(Dataset rows)

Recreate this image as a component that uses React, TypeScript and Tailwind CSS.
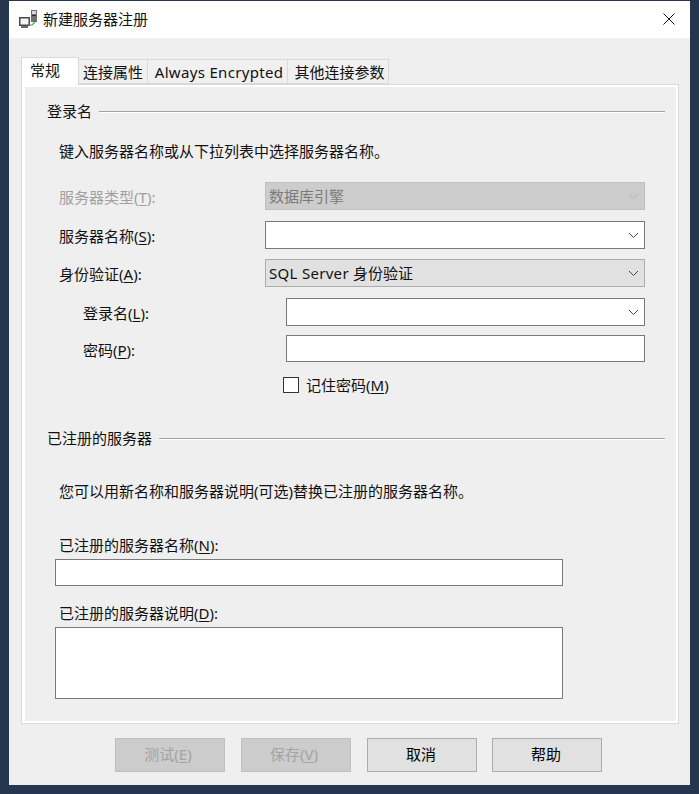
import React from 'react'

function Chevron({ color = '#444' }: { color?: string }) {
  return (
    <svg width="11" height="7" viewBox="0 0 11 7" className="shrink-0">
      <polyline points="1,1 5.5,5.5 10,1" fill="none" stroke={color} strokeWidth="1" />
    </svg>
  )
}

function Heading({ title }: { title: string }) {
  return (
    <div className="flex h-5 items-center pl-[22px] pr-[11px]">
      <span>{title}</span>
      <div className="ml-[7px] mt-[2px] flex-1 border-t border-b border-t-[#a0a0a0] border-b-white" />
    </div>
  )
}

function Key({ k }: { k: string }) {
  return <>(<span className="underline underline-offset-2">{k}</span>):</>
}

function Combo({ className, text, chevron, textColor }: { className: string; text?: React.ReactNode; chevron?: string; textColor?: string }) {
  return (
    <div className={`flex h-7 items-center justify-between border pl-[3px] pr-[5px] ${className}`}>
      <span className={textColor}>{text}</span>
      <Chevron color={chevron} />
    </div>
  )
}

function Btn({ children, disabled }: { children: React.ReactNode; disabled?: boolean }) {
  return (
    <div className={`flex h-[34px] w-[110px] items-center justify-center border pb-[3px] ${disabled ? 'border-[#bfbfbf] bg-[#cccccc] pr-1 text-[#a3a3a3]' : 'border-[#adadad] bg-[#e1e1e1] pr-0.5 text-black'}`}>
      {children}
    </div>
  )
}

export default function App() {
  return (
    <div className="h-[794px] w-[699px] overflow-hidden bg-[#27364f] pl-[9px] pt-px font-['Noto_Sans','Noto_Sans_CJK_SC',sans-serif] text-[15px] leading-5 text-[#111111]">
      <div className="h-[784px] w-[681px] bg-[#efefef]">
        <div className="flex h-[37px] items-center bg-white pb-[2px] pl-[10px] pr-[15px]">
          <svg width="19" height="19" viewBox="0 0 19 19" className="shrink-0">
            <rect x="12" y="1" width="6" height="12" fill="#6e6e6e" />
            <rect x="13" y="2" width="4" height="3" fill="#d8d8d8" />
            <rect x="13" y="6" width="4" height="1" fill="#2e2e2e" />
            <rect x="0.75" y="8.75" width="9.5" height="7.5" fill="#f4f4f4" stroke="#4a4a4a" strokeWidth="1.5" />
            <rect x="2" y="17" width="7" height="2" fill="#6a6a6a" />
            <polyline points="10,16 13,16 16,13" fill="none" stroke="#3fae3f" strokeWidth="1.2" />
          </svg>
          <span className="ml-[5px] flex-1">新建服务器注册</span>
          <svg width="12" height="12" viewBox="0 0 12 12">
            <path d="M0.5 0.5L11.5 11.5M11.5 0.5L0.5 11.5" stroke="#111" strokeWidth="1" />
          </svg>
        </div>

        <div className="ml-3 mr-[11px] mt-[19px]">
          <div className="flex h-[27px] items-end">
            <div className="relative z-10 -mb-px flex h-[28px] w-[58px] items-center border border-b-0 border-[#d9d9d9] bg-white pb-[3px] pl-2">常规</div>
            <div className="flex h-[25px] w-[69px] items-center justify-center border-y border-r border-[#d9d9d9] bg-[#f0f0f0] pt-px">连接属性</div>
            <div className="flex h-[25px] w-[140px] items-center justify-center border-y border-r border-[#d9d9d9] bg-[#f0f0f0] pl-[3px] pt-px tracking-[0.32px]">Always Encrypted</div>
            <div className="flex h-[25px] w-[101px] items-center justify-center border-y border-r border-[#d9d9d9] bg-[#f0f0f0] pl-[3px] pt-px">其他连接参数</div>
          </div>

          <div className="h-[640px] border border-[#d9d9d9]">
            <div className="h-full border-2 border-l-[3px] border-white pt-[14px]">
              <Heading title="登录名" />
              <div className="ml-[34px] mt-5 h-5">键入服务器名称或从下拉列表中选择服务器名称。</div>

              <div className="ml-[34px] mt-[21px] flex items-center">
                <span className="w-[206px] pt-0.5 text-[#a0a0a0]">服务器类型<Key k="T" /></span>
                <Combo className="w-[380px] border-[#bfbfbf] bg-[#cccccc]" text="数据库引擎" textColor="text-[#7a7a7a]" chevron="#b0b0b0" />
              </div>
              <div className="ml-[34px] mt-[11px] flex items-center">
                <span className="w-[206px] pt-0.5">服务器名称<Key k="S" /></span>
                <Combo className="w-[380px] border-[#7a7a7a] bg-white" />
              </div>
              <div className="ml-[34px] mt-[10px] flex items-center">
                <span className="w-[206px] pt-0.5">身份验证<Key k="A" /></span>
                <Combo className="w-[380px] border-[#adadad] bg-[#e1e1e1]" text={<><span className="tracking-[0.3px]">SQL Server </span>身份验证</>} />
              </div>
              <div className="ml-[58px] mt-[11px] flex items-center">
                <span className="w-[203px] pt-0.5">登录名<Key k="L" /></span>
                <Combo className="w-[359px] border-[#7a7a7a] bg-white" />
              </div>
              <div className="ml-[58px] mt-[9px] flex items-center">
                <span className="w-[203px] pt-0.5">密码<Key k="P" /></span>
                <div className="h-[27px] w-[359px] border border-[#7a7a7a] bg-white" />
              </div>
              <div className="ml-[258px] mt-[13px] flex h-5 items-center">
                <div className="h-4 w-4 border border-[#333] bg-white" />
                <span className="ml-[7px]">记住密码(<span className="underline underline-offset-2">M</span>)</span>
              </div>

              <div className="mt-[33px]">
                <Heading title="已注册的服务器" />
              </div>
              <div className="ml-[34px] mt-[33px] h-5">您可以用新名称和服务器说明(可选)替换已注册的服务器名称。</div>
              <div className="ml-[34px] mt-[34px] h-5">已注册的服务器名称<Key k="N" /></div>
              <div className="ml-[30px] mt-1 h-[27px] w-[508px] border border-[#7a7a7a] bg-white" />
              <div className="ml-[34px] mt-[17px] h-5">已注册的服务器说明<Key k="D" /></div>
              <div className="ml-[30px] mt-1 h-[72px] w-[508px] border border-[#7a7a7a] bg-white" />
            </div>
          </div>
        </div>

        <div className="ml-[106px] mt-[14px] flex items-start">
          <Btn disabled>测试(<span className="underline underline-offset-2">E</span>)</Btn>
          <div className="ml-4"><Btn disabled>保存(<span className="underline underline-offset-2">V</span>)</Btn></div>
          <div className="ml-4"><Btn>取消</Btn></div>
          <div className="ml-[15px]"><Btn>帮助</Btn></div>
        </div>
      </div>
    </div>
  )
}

==

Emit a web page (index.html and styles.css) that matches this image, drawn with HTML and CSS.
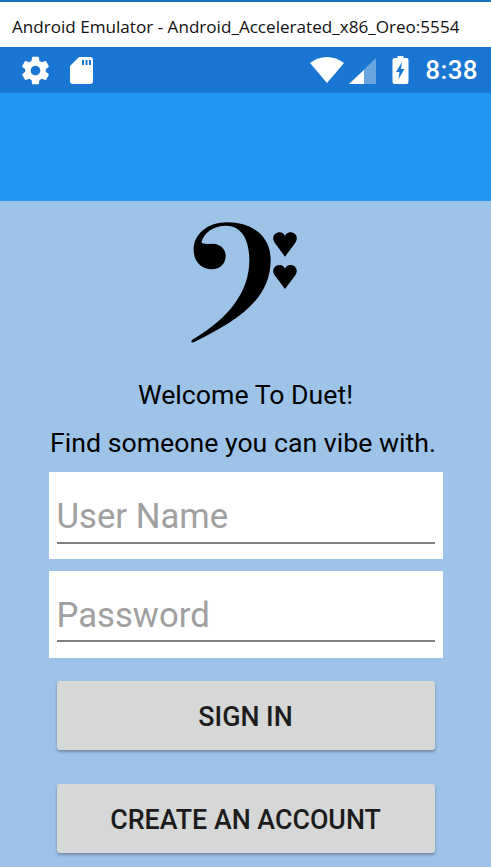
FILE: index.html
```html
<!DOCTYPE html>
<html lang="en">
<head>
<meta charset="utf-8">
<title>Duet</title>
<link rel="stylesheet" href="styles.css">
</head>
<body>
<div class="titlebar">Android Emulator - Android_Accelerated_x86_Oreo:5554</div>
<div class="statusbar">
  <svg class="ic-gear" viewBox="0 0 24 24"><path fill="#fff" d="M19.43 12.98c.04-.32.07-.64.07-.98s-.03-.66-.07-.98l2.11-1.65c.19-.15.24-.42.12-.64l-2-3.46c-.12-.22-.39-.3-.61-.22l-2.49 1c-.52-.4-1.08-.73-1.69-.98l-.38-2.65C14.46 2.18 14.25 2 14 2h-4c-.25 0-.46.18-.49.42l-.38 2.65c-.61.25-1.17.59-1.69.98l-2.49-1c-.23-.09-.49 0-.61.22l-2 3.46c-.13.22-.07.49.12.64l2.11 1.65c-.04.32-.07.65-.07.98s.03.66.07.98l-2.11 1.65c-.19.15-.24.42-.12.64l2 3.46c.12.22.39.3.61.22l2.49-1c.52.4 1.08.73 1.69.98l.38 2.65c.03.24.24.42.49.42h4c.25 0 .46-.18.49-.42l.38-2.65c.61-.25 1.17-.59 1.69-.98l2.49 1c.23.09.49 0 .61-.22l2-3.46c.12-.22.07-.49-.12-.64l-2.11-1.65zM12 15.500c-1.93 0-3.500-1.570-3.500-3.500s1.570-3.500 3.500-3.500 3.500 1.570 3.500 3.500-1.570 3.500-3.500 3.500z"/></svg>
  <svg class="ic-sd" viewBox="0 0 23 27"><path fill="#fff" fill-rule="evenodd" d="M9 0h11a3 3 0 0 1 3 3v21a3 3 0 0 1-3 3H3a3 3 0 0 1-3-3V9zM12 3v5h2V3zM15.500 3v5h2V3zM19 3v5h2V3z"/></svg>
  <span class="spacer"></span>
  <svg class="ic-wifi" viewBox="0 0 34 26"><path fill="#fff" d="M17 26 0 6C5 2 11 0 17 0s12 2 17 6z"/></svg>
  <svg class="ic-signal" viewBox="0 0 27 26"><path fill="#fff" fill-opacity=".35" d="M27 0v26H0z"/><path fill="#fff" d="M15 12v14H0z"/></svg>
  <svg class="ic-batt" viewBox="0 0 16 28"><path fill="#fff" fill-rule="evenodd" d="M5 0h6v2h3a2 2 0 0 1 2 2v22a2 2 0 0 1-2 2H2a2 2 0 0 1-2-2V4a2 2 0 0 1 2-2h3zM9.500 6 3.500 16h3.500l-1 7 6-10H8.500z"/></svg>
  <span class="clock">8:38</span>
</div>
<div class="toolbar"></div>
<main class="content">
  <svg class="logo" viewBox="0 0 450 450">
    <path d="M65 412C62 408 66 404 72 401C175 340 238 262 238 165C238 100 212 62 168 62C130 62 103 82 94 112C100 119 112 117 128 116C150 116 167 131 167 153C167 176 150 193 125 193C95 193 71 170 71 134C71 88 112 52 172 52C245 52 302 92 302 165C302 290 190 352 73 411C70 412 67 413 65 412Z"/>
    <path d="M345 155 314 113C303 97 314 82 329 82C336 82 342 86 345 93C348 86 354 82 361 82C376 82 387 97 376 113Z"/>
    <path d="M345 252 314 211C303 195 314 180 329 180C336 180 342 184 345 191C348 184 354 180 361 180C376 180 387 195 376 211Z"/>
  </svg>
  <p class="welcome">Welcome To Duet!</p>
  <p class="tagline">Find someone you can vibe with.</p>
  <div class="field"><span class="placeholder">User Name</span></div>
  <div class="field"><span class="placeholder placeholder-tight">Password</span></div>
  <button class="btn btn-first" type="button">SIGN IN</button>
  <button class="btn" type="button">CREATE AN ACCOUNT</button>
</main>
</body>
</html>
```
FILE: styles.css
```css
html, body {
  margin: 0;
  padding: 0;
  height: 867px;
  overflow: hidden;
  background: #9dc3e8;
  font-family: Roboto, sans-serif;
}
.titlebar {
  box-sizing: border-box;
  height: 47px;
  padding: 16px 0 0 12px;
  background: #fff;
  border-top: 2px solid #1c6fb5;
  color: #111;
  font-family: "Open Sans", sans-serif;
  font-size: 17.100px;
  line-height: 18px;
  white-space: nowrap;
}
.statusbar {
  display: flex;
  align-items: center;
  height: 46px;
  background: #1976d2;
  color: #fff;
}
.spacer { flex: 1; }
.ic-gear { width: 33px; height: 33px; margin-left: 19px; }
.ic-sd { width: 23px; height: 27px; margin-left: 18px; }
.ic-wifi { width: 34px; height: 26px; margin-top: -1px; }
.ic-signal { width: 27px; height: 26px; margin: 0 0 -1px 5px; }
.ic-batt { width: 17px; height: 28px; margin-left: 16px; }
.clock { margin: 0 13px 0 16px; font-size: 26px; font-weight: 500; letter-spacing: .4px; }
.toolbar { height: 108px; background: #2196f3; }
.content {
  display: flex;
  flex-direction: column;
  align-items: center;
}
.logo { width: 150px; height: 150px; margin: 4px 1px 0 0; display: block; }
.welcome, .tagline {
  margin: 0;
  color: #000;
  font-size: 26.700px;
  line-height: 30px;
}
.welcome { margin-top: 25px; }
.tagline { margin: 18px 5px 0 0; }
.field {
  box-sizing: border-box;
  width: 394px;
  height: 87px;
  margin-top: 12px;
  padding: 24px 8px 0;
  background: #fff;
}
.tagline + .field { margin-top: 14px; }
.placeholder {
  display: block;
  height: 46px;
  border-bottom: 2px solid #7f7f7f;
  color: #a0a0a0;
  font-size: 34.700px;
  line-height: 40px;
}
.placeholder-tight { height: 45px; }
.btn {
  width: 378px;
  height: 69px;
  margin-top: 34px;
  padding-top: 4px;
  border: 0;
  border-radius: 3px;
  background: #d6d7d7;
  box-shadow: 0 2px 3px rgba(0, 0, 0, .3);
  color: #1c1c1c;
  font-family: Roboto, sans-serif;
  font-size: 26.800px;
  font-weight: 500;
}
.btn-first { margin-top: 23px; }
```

§ **Stated problem**: Starting at the line that contains "Recreate this image" and stopping after the line that contains "import React from 'react'", copy every line exactly. Leave any pictures behind.

§ **In response**:
Recreate this image as a component that uses React, TypeScript and Tailwind CSS.
import React from 'react'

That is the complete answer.